• _Your instructions_
Keep only the lines where "picture" appears.

Front-end source files
########

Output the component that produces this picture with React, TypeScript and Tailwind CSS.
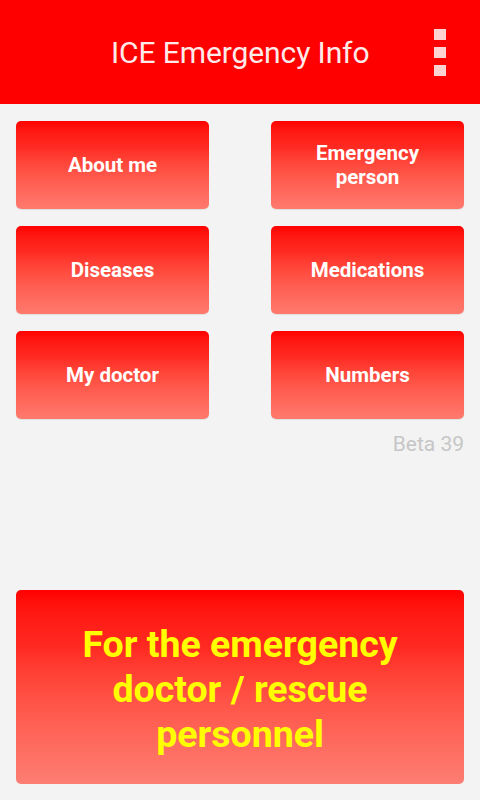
const items = [
  ['About me'],
  ['Emergency', 'person'],
  ['Diseases'],
  ['Medications'],
  ['My doctor'],
  ['Numbers'],
];

function MenuDots() {
  return (
    <div className="flex flex-col gap-[7px]">
      <span className="block w-[12px] h-[11px] bg-[#ffd2d2]" />
      <span className="block w-[12px] h-[11px] bg-[#ffd2d2]" />
      <span className="block w-[12px] h-[11px] bg-[#ffd2d2]" />
    </div>
  );
}

export default function App() {
  return (
    <div
      className="w-[480px] h-[800px] flex flex-col bg-[#f3f3f3]"
      style={{ fontFamily: 'Roboto, "Liberation Sans", sans-serif' }}
    >
      <header className="h-[104px] bg-[#ff0000] flex items-center justify-between shrink-0 pl-[111px] pr-[34px]">
        <h1 className="text-[30px] text-[#ffeaea] tracking-[-0.1px]">ICE Emergency Info</h1>
        <MenuDots />
      </header>

      <main className="flex-1 flex flex-col px-4 pb-4">
        <div className="grid grid-cols-2 gap-x-[62px] gap-y-[17px] mt-[17px]">
          {items.map((lines) => (
            <button
              key={lines.join(' ')}
              className="h-[88px] rounded-[5px] bg-gradient-to-b from-[#ff0000] via-[#ff2a22] via-30% to-[#ff7a6e] flex flex-col items-center justify-center text-white font-bold text-[20.5px] leading-[24px] shadow-[0_1px_1px_rgba(0,0,0,0.08)]"
            >
              {lines.map((l) => (
                <span key={l}>{l}</span>
              ))}
            </button>
          ))}
        </div>
        <p className="text-right text-[21px] text-[#c6c6c6] mt-[10px]">Beta 39</p>
        <div className="flex-1" />
        <button className="h-[194px] rounded-[5px] bg-gradient-to-b from-[#ff0000] via-[#ff2a22] via-30% to-[#fd7d72] flex flex-col items-center justify-center text-[#ffff00] font-bold text-[37.5px] leading-[45px] pt-[4px]">
          <span>For the emergency</span>
          <span>doctor / rescue</span>
          <span>personnel</span>
        </button>
      </main>
    </div>
  );
}
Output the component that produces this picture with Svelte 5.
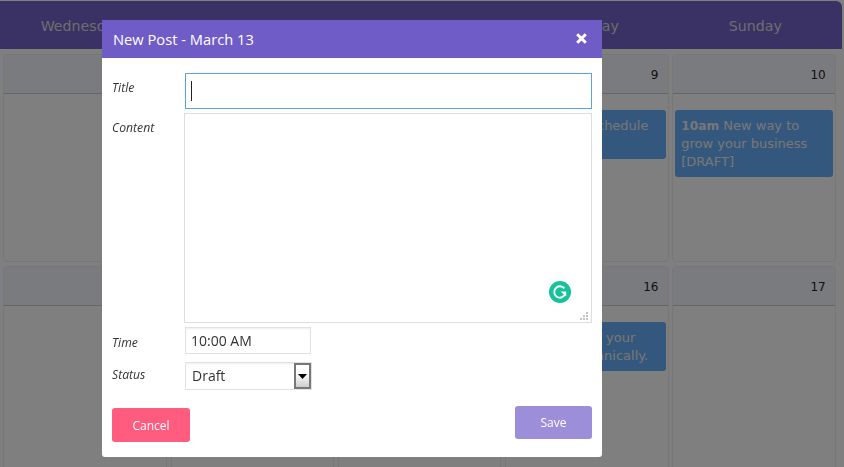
<script>
  const days = ['Wednesday', 'Thursday', 'Friday', 'Saturday', 'Sunday'];
  const rows = [
    [
      { n: 6 }, { n: 7 }, { n: 8 },
      { n: 9, time: '9am', text: 'Social schedule [DRAFT]' },
      { n: 10, time: '10am', text: 'New way to grow your business [DRAFT]' }
    ],
    [
      { n: 13 }, { n: 14 }, { n: 15 },
      { n: 16, time: '1pm', text: 'Growing your business organically.' },
      { n: 17 }
    ]
  ];
  const grip = [[7, 0], [4, 3], [7, 3], [1, 6], [4, 6], [7, 6]];
</script>

<div class="page">
  <header class="week">
    {#each days as d}
      <div class="day">{d}</div>
    {/each}
  </header>
  <div class="grid">
    {#each rows as row}
      {#each row as c}
        <div class="cell">
          <div class="num">{c.n}</div>
          <div class="body">
            {#if c.time}
              <div class="event"><b>{c.time}</b> {c.text}</div>
            {/if}
          </div>
        </div>
      {/each}
    {/each}
  </div>
</div>

<div class="backdrop"></div>

<div class="modal">
  <div class="mhead">
    <span>New Post - March 13</span>
    <svg class="close" width="11" height="11" viewBox="0 0 11 11"><path d="M1.2 1.2l8.6 8.6M9.8 1.2l-8.6 8.6" stroke="#fff" stroke-width="3"/></svg>
  </div>
  <div class="form">
    <div class="row r-title">
      <span class="label">Title</span>
      <div class="title-box"><i class="caret"></i></div>
    </div>
    <div class="row r-content">
      <span class="label">Content</span>
      <div class="area">
        <textarea></textarea>
        <svg class="gram" width="22" height="22" viewBox="0 0 22 22">
          <circle cx="11" cy="11" r="11" fill="#15c39a"/>
          <path d="M15.4 7.4a5.7 5.7 0 1 0 1 5.2" fill="none" stroke="#fff" stroke-width="1.9"/>
          <path d="M11.6 10.4h5.6v5.2z" fill="#fff"/>
        </svg>
        <svg class="grip" width="9" height="8" viewBox="0 0 9 8">
          {#each grip as g}
            <rect x={g[0]} y={g[1]} width="2" height="2" fill="#c4c4c4"/>
          {/each}
        </svg>
      </div>
    </div>
    <div class="row r-time">
      <span class="label">Time</span>
      <div class="time">10:00 AM</div>
    </div>
    <div class="row r-status">
      <span class="label">Status</span>
      <div class="select">
        <span>Draft</span>
        <span class="arrow"><svg width="9" height="5" viewBox="0 0 9 5"><path d="M0 0h9L4.5 5z" fill="#000"/></svg></span>
      </div>
    </div>
    <div class="actions">
      <button class="cancel">Cancel</button>
      <button class="save">Save</button>
    </div>
  </div>
</div>

<style>
  :global(body) {
    margin: 0;
    background: #fff;
    overflow: hidden;
  }
  .page {
    width: 844px;
    height: 467px;
    overflow: hidden;
    box-sizing: border-box;
    padding-top: 1px;
    font-family: "DejaVu Sans", sans-serif;
  }
  .week {
    display: grid;
    grid-template-columns: repeat(5, 1fr);
    height: 48px;
    margin-right: 2px;
    background: #7563c9;
    border-radius: 0 6px 0 0;
    align-items: center;
  }
  .day {
    text-align: center;
    font-size: 14.2px;
    color: #ddd;
    padding: 2px 5px 0 0;
  }
  .grid {
    display: grid;
    grid-template-columns: repeat(5, 163.5px);
    grid-auto-rows: 208px;
    column-gap: 3.75px;
    row-gap: 4px;
    padding: 5px 0 0 3.25px;
  }
  .cell {
    border: 1px solid #eee;
    border-radius: 4px;
    box-sizing: border-box;
    background: #fff;
  }
  .num {
    height: 38px;
    background: #f4f6ff;
    border-bottom: 1px solid #ccc;
    border-radius: 4px 4px 0 0;
    text-align: right;
    font-size: 12px;
    line-height: 41px;
    padding-right: 9px;
    color: #222;
  }
  .body {
    padding: 16px 2px;
  }
  .event {
    background: #68aefa;
    border-radius: 3px;
    color: #eee;
    font-size: 13px;
    line-height: 18px;
    padding: 7px 6px 6px;
  }
  .event b {
    font-size: 12.2px;
  }
  .backdrop {
    position: fixed;
    inset: 0;
    background: rgba(0, 0, 0, 0.5);
  }
  .modal {
    position: fixed;
    left: 102px;
    top: 20px;
    width: 500px;
    height: 437px;
    background: #fff;
    border-radius: 0 0 3px 3px;
    font-family: "Open Sans", sans-serif;
  }
  .mhead {
    height: 38px;
    background: #705cc7;
    color: #fff;
    font-size: 14.7px;
    display: flex;
    align-items: center;
    justify-content: space-between;
    padding: 0 15px 0 11px;
  }
  .close {
    margin-top: -2px;
  }
  .form {
    padding: 15px 10px 0 10px;
    position: relative;
  }
  .row {
    display: flex;
  }
  .label {
    width: 72px;
    font-style: italic;
    font-size: 12.2px;
    color: #333;
  }
  .r-title { height: 40px; }
  .r-title .label { padding-top: 6px; }
  .title-box {
    width: 408px;
    height: 36px;
    margin-left: 1px;
    box-sizing: border-box;
    border: 1px solid #5ba3e0;
    display: flex;
    align-items: center;
    padding-left: 5px;
  }
  .caret {
    width: 1px;
    height: 20px;
    background: #222;
  }
  .r-content { height: 214px; }
  .r-content .label { padding-top: 6px; }
  .area {
    position: relative;
    width: 408px;
    height: 210px;
  }
  textarea {
    display: block;
    width: 100%;
    height: 100%;
    box-sizing: border-box;
    border: 1px solid #ddd;
    outline: 0;
    margin: 0;
    padding: 0;
    background: #fff;
    resize: none;
  }
  .gram {
    position: absolute;
    right: 21px;
    bottom: 20px;
  }
  .grip {
    position: absolute;
    right: 4px;
    bottom: 3px;
  }
  .r-time { height: 35px; }
  .r-time .label { padding-top: 7px; }
  .time {
    width: 126px;
    height: 27px;
    margin-left: 1px;
    border: 1px solid #e2e2e2;
    box-sizing: border-box;
    font-size: 14px;
    line-height: 26px;
    padding-left: 5px;
    color: #333;
    box-shadow: inset 0 1px 2px #eee;
  }
  .r-status { height: 28px; }
  .r-status .label { line-height: 25px; }
  .select {
    width: 127px;
    height: 28px;
    margin-left: 1px;
    border: 1px solid #e2e2e2;
    box-sizing: border-box;
    font-size: 14px;
    line-height: 26px;
    padding-left: 6px;
    color: #333;
    display: flex;
    justify-content: space-between;
    box-shadow: inset 0 1px 2px #eee;
  }
  .arrow {
    width: 17px;
    height: 26px;
    box-sizing: border-box;
    border: 2px solid #777;
    background: linear-gradient(#fff 40%, #ccc);
    display: flex;
    align-items: center;
    justify-content: center;
  }
  .actions {
    display: flex;
    justify-content: space-between;
    align-items: flex-start;
    margin-top: 16px;
  }
  button {
    border: 0;
    color: #fff;
    font-family: "Open Sans", sans-serif;
    font-size: 12px;
    padding: 0;
    border-radius: 3px;
  }
  .cancel {
    width: 78px;
    height: 34px;
    background: #ff5c80;
    margin-top: 2px;
  }
  .save {
    width: 77px;
    height: 33px;
    background: #9c8ed8;
  }
</style>
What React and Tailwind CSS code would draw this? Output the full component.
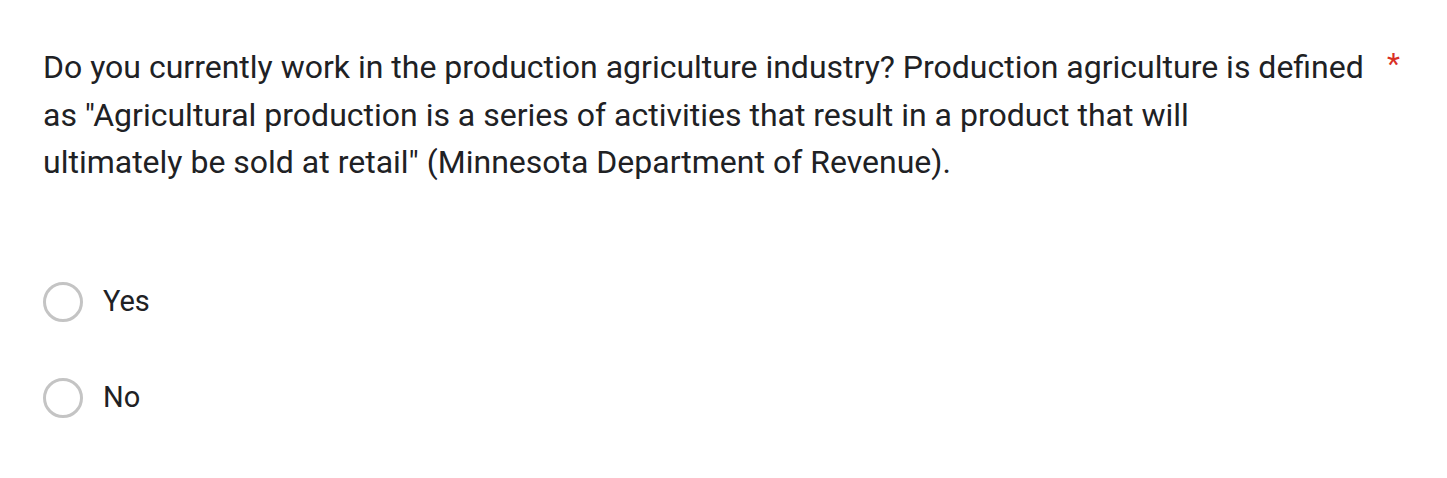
import React from 'react';

function Radio({ label }) {
  return (
    <label className="flex items-center h-[96px] cursor-pointer">
      <span className="w-[40px] h-[40px] rounded-full border-[3.5px] border-[#c4c4c4] shrink-0" />
      <span className="ml-[20px] text-[29px] text-[#202124]">{label}</span>
    </label>
  );
}

export default function App() {
  return (
    <div className="w-[1447px] h-[478px] bg-white pl-[43px] pt-[44px]" style={{ fontFamily: 'Roboto, "Liberation Sans", sans-serif' }}>
      <div className="flex">
        <div className="w-[1340px] text-[32px] leading-[47.5px] text-[#202124]">
          Do you currently work in the production agriculture industry? Production agriculture is defined as
          "Agricultural production is a series of activities that result in a product that will
          <br />
          ultimately be sold at retail" (Minnesota Department of Revenue).
        </div>
        <span className="ml-[4px] text-[30px] leading-[40px] text-[#d93025]">*</span>
      </div>
      <div className="mt-[67px]">
        <Radio label="Yes" />
        <Radio label="No" />
      </div>
    </div>
  );
}
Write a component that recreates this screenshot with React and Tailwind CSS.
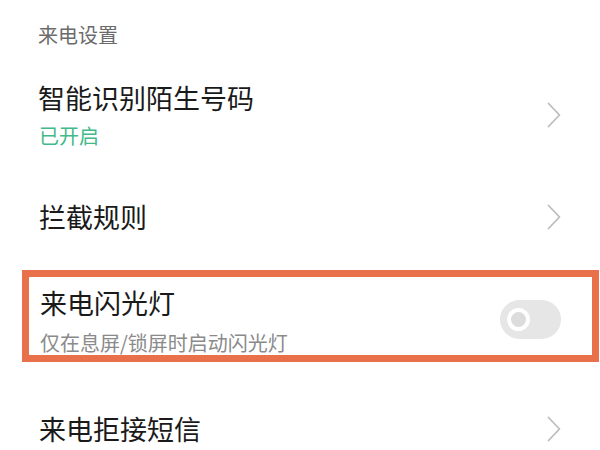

########

• _Correct output_
Output the component that produces this picture with React, TypeScript and Tailwind CSS.
Output the component that produces this picture with Svelte 5.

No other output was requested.